A great local getaway is right in the backyard of our beautiful California state. There are a vast amount of hiking and backpacking trails in the Orange County area that will take you into the beautiful solitude of nature. Just make sure you are prepared any season of the year. Experts recommend you pack lightly, but with intention. Think sun protection, ample water supply and water filtering, map, insulation, lighting, first-aid, matches, repair kit and tools and emergency shelter. Many state and regional parks are equipped to take in overnight backpackers. Be sure to plan ahead by purchasing permits and by understanding the park rules.
Crystal Cove State Park
8471 N. Coast Highway
Laguna Beach, CA 92651
Backpackers get both native backcountry wilderness and endangered coastal plants while trekking through Crystal Cove State Park’s riparian woodlands with oak and sycamore trees. Explore 2,400 acres and 17 miles of trails. There are three campgrounds available: Moro, Deer Canyon and Upper Moro. Depending on where you are planning to stake out for the night, it may take anywhere from two to six hours to arrive at one of the sites. Definitely plan on uphill, strenuous hiking, and be prepared to have enough water packed because drinking water is not available at the campsites or on the trails. All equipment and gear must be packed in and packed out (this means trash too).
Mt Baldy Road
Mount Baldy, CA 91759
A trip to Mt. Baldy is not a trip for novices or beginners. The Cucamonga Peak is a backpacking adventure for experienced hikers, and one that is well worth the effort. The loop itself is almost 12 miles and takes approximately seven to eight hours to complete in one go. Although steep with multiple switchbacks, the scenery along the way up to the peak offers a beautiful perspective of Southern California. Popular from late spring to early fall, Cucamonga Peak is an ideal trail to split up. Camping overnight is permitted, you just need to purchase an Adventure Pass to secure a wilderness permit before entering the Cucamonga Peak trail. Permits are available at the Mt. Baldy Visitor Center. Lots of water, food, sunscreen, sturdy trail shoes and walking sticks are recommended.
O’Neill Regional Park
30892 Trabuco Canyon Road
Trabuco Canyon, CA 92678
(949) 923-2260 or (949) 923-2256
As you make your way through the canyons of O’Neill Regional Park, you’ll see magnificent hillsides of cactus, sagebrush, wild buckwheat and mountain mahogany. Trails are flanked by coast live oak and sycamore trees. Take in the beauty, peace and quiet along Live Oak Trail, which leads you to a beautiful sunset from Vista Point where you can see Catalina Island as well as San Clemente Island. This trail is several miles long over the foothills. Arroyo Trabuco Trail leads you down the canyon between Mission Viejo and Rancho Santa Margarita. Take Mesa Trail if you bring your dog, on a leash, along for the backpacking trip. When you are ready to call it a day, the Arroyo campground (showers and toilets are available) is your best bet to kick back and relax. Reservations are required. Call the park office or visit online to claim your spot.

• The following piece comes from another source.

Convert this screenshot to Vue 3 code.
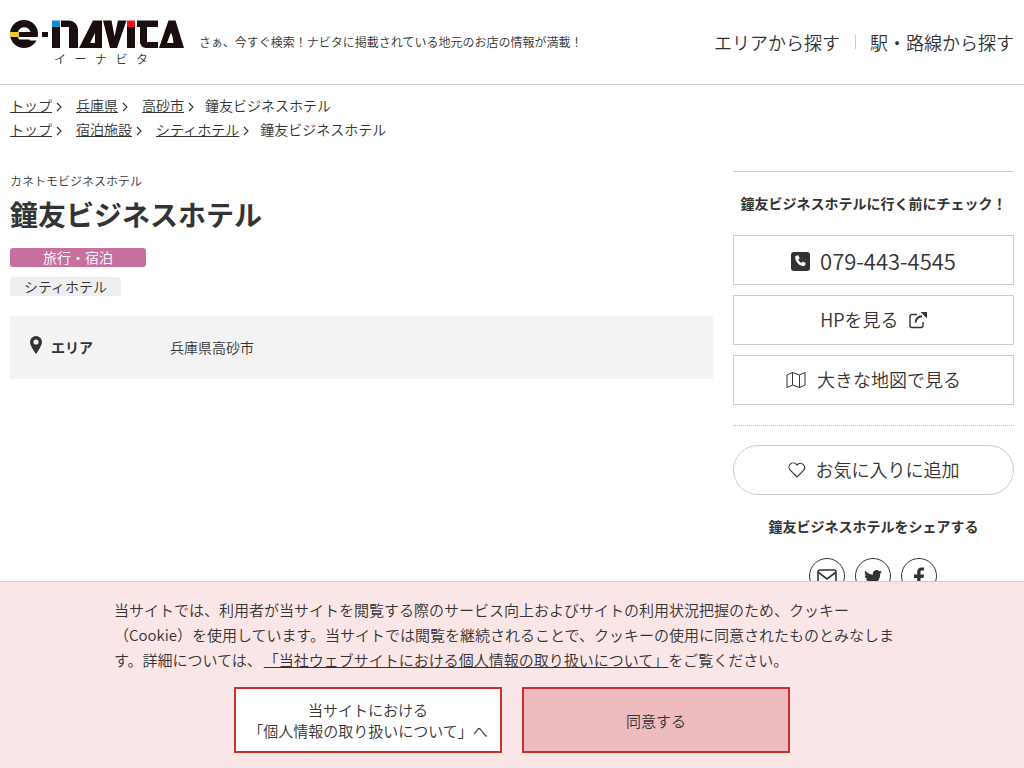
<script setup>
const crumbs = [
  { links: ['トップ', '兵庫県', '高砂市'], current: '鐘友ビジネスホテル' },
  { links: ['トップ', '宿泊施設', 'シティホテル'], current: '鐘友ビジネスホテル' }
]
</script>

<template>
  <div class="page">
    <header class="header">
      <div class="brand">
        <div class="logo">
          <svg class="logo-mark" width="176" height="30" viewBox="10 20 176 30">
            <g fill="#1a0d0d">
              <circle cx="24" cy="34" r="14"/>
              <rect x="42" y="32" width="6" height="5"/>
              <rect x="52" y="27" width="8" height="21"/>
              <path d="M61 20.500h8a9 9 0 0 1 9 9V48h-9V27h-8z"/>
              <path d="M79 48l14-27.500h9V48zM90 43h5V33z" fill-rule="evenodd"/>
              <path d="M103 20.500h8.500l3 16 3.500-16h8.500L117 48h-7z"/>
              <rect x="127" y="27" width="8" height="21"/>
              <path d="M137 20.500h21V27h-11v15h11v6h-12a6 6 0 0 1-6-6V27h-3z"/>
              <path d="M159 48l9.500-27.500h7L184 48zM167 43h6.500l-1-6.500-1.500-4z" fill-rule="evenodd"/>
            </g>
            <path d="M18 32a6.500 6.500 0 0 1 12.500 0z" fill="#fff"/>
            <path d="M18 37h21v3.500H30l-.5-1H19z" fill="#fff"/>
            <rect x="10" y="32" width="9" height="5" fill="#eec830"/>
            <rect x="52" y="20.500" width="8" height="6.500" fill="#0c90d0"/>
            <rect x="127" y="20.500" width="8" height="6.500" fill="#e8101f"/>
          </svg>
          <span class="logo-kana">イーナビタ</span>
        </div>
        <p class="tagline">さぁ、今すぐ検索！ナビタに掲載されている地元のお店の情報が満載！</p>
      </div>
      <nav class="gnav">
        <a class="gnav-item">エリアから探す</a>
        <span class="gnav-sep"></span>
        <a class="gnav-item">駅・路線から探す</a>
      </nav>
    </header>

    <div class="crumbs">
      <ol v-for="(row, i) in crumbs" :key="i" class="crumb-row">
        <li v-for="link in row.links" :key="link" class="crumb">
          <a class="crumb-link">{{ link }}</a>
          <svg class="chev" width="6" height="10" viewBox="0 0 6 10"><path d="M1 1l4 4-4 4" fill="none" stroke="#333" stroke-width="1.1"/></svg>
        </li>
        <li class="crumb-current">{{ row.current }}</li>
      </ol>
    </div>

    <div class="columns">
      <main class="main">
        <p class="kana">カネトモビジネスホテル</p>
        <h1 class="title">鐘友ビジネスホテル</h1>
        <div class="tag tag-cat">旅行・宿泊</div>
        <div class="tag tag-sub">シティホテル</div>
        <dl class="info">
          <dt class="info-label">
            <svg width="12" height="18" viewBox="0 0 12 18"><path d="M6 0a6 6 0 0 0-6 6c0 4 6 12 6 12s6-8 6-12a6 6 0 0 0-6-6zm0 8.600a2.600 2.600 0 1 1 0-5.200 2.600 2.600 0 0 1 0 5.200z" fill="#333" fill-rule="evenodd"/></svg>
            <span>エリア</span>
          </dt>
          <dd class="info-value">兵庫県高砂市</dd>
        </dl>
      </main>

      <aside class="side">
        <h2 class="side-head">鐘友ビジネスホテルに行く前にチェック！</h2>
        <a class="btn btn-tel">
          <svg width="19" height="19" viewBox="0 0 19 19"><rect width="19" height="19" rx="3" fill="#333"/><path d="M5 3.800l2.400-.6 1.300 3.200-1.500 1.200a8 8 0 0 0 3.200 3.400l1.300-1.500 3 1.400-.6 2.400c-.2.500-.6.800-1.200.8C8 14.100 4.100 9.500 4.200 5c0-.6.300-1 .8-1.200z" fill="#fff"/></svg>
          <span>079-443-4545</span>
        </a>
        <a class="btn btn-label">
          <span>HPを見る</span>
          <svg class="ico-ext" width="18" height="18" viewBox="0 0 18 18"><path d="M8 3.500H3A2 2 0 0 0 1 5.500v9a2 2 0 0 0 2 2h9a2 2 0 0 0 2-2V11" fill="none" stroke="#333" stroke-width="1.400"/><path d="M6.500 11.500C7 7.500 9.500 5.500 13 5.300" fill="none" stroke="#333" stroke-width="2"/><path d="M11.500 1H18v6.500z" fill="#333"/></svg>
        </a>
        <a class="btn btn-label btn-wide">
          <svg width="20" height="18" viewBox="0 0 20 18"><path d="M1 4l5.500-2.500L13.500 4 19 1.500V14l-5.500 2.500L6.500 14 1 16.500zM6.500 1.500V14M13.500 4v12.500" fill="none" stroke="#333" stroke-width="1" stroke-linejoin="round"/></svg>
          <span>大きな地図で見る</span>
        </a>
        <div class="dots"></div>
        <a class="btn btn-label btn-pill">
          <svg width="18" height="16" viewBox="0 0 18 16"><path d="M9 15L2.200 8.200a4.300 4.300 0 0 1 0-6 4.300 4.300 0 0 1 6 0l.8.800.8-.8a4.300 4.300 0 0 1 6 6z" fill="none" stroke="#333" stroke-width="1.100" stroke-linejoin="round"/></svg>
          <span>お気に入りに追加</span>
        </a>
        <h2 class="share-head">鐘友ビジネスホテルをシェアする</h2>
        <div class="share">
          <span class="circle">
            <svg width="20" height="16" viewBox="0 0 20 16"><rect x="1" y="1" width="18" height="14" rx="2" fill="none" stroke="#333" stroke-width="1.600"/><path d="M1.500 3.500L10 10l8.500-6.500" fill="none" stroke="#333" stroke-width="1.600"/></svg>
          </span>
          <span class="circle">
            <svg width="18" height="15" viewBox="0 0 24 20"><path d="M24 2.400c-.9.400-1.800.7-2.800.8 1-.6 1.800-1.600 2.200-2.700-1 .6-2 1-3.100 1.200A4.900 4.900 0 0 0 11.900 6.200C7.800 6 4.200 4 1.700.9c-1.300 2.200-.7 5.100 1.500 6.600-.8 0-1.600-.2-2.200-.6 0 2.300 1.600 4.500 4 5-.7.200-1.500.2-2.200.1.600 2 2.400 3.400 4.600 3.400A9.900 9.900 0 0 1 0 17.500 14 14 0 0 0 21.500 5c1-.7 1.900-1.600 2.500-2.600z" fill="#333"/></svg>
          </span>
          <span class="circle">
            <svg width="10" height="20" viewBox="0 0 10 20"><path d="M6.500 20v-9h3l.5-3.500H6.500V5.300c0-1 .3-1.700 1.800-1.700H10V.5C9.700.5 8.700.4 7.500.4 5 .4 3.200 2 3.200 4.900v2.600H0V11h3.200v9z" fill="#333"/></svg>
          </span>
        </div>
      </aside>
    </div>

    <section class="cookie">
      <p class="cookie-text">当サイトでは、利用者が当サイトを閲覧する際のサービス向上およびサイトの利用状況把握のため、クッキー（Cookie）を使用しています。当サイトでは閲覧を継続されることで、クッキーの使用に同意されたものとみなします。詳細については、<a class="cookie-link">「当社ウェブサイトにおける個人情報の取り扱いについて」</a>をご覧ください。</p>
      <div class="cookie-actions">
        <a class="cookie-btn">当サイトにおける<br>「個人情報の取り扱いについて」へ</a>
        <a class="cookie-btn cookie-agree">同意する</a>
      </div>
    </section>
  </div>
</template>

<style>
html, body { margin: 0; background: #fff; }
</style>

<style scoped>
.page {
  height: 768px;
  overflow: hidden;
  font-family: "Noto Sans CJK JP", "Noto Sans", sans-serif;
  font-weight: 350;
  color: #333;
  position: relative;
  text-spacing-trim: space-all;
}
.header {
  height: 84px;
  box-sizing: content-box;
  border-bottom: 1px solid #ccc;
  display: flex;
  align-items: flex-start;
  justify-content: space-between;
  padding: 0 10px;
}
.brand { display: flex; align-items: flex-start; }
.logo { display: flex; flex-direction: column; padding-top: 20px; width: 189px; }
.logo-mark { display: block; }
.logo-kana {
  font-size: 12px;
  line-height: 18px;
  letter-spacing: 8.500px;
  margin-left: 44px;
  white-space: nowrap;
}
.tagline { margin: 33px 0 0; font-size: 12px; line-height: 18px; }
.gnav { display: flex; align-items: center; height: 84px; font-size: 18px; }
.gnav-sep { width: 1px; height: 14px; background: #ccc; margin: 0 14px 0 15px; }

.crumbs { padding: 8px 10px 0; font-size: 14px; line-height: 24px; }
.crumb-row { display: flex; margin: 0; padding: 0; list-style: none; }
.crumb { display: flex; align-items: center; margin-right: 14px; }
.crumb-link { text-decoration: underline; }
.chev { margin: 4px 0 0 4px; }
.crumb:nth-last-child(2) { margin-right: 11px; }

.columns { display: flex; align-items: flex-start; gap: 20px; padding: 26px 10px 0; }
.main { width: 703px; }
.kana { margin: 0; padding-top: 5px; font-size: 12px; line-height: 18px; }
.title { margin: 0; padding-top: 3px; font-size: 28px; line-height: 42px; font-weight: 700; }
.tag {
  font-size: 14px;
  line-height: 19px;
  height: 19px;
  border-radius: 3px;
  text-align: center;
}
.tag-cat { width: 136px; margin-top: 13px; background: #c7709f; color: #fff; }
.tag-sub { width: 111px; margin-top: 10px; background: #eee; }
.info {
  display: flex;
  align-items: center;
  height: 63px;
  margin: 20px 0 0;
  padding-bottom: 2px;
  box-sizing: border-box;
  background: #f3f3f3;
  font-size: 14px;
  line-height: 20px;
}
.info-label {
  display: flex;
  align-items: center;
  gap: 9px;
  width: 140px;
  padding-left: 20px;
  box-sizing: border-box;
  font-weight: 700;
}
.info-label svg { margin-top: -3px; }
.info-value { margin: 0 0 0 20px; }

.side { width: 281px; margin-top: 4px; border-top: 1px solid #ccc; }
.side-head {
  margin: 0;
  padding-top: 21px;
  font-size: 14px;
  line-height: 21px;
  font-weight: 700;
  text-align: center;
}
.btn {
  display: flex;
  align-items: center;
  justify-content: center;
  height: 50px;
  box-sizing: border-box;
  border: 1px solid #ccc;
  margin-top: 10px;
  gap: 10px;
  font-size: 18px;
  background: #fff;
}
.btn svg { margin-top: 2px; }
.btn-label { padding-bottom: 2px; }
.btn-wide { gap: 11px; }
.btn-tel { margin-top: 21px; font-size: 22px; }
.dots { border-top: 1px dotted #bbb; margin-top: 20px; }
.btn-pill { border-radius: 25px; margin-top: 19px; }
.share-head {
  margin: 0;
  padding-top: 21px;
  font-size: 14px;
  line-height: 21px;
  font-weight: 700;
  text-align: center;
}
.share { display: flex; justify-content: center; gap: 10px; margin: 21px 1px 0 0; }
.circle {
  display: flex;
  align-items: center;
  justify-content: center;
  width: 36px;
  height: 36px;
  box-sizing: border-box;
  border: 1px solid #333;
  border-radius: 50%;
}
.circle svg { margin-top: 2px; }

.cookie {
  position: absolute;
  left: 0;
  right: 0;
  bottom: 0;
  height: 187px;
  box-sizing: border-box;
  border-top: 1px solid #d9c9c9;
  background: #fae6e6;
  padding-top: 15px;
}
.cookie-text {
  width: 790px;
  margin: 0 0 0 114px;
  font-size: 15px;
  line-height: 25px;
}
.cookie-link { margin-left: 2px; text-decoration: underline; }
.cookie-actions { display: flex; justify-content: center; gap: 20px; margin-top: 15px; }
.cookie-btn {
  display: flex;
  align-items: center;
  justify-content: center;
  text-align: center;
  width: 268px;
  height: 66px;
  box-sizing: border-box;
  border: 2px solid #c8302f;
  background: #fff;
  font-size: 15px;
  line-height: 21px;
}
.cookie-agree { background: #eebcbe; }
</style>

Ronald W. Caspers Wilderness Park
33401 Ortega Highway
San Juan Capistrano, CA 92675
Caspers Wilderness Park is a local favorite in Orange County for those looking to get some hiking and camping in In addition, he preserve is a great destination for a family to take an overnight backpacking outing. The Bell Creek trail is an easy to moderate hike accommodating most skill levels where backpackers will walk through stunning oak woodlands and peaceful savannas. Make sure to Visit the ranger office to find out how to take a ranger-guided walk or “critter talk.” Nominal fees are required to participate. Live Oak Campground is nearby without running showers currently due to Southern California drought conditions.
Cuyamaca Rancho State Park
12551 Highway 79
Descanso, CA 91916
(760) 765-3020 or (800) 444-PARK
East of San Diego, Cuyamaca Rancho State Park is on Highway 79, five miles north of I-8. The park is massive, with more than 100 miles of trails for hikers, bikers and equestrians. Backpackers enjoy both hiking in the oak woodlands along beautiful meadows and creeks, then setting up camp in Paso Picacho, about five miles north at an elevation of 5,000 feet. For the best selfie of the hike, continue climbing up 3.5 miles to Cuyamaca Peak, where you can take in stunning views of the California landscape. You’ll see our deserts, coasts and a breathtaking view of Lake Cuyamaca. The campsites can be reserved for $30 per night, and offer restrooms with flush toilets and pay showers. You will definitely be among car campers.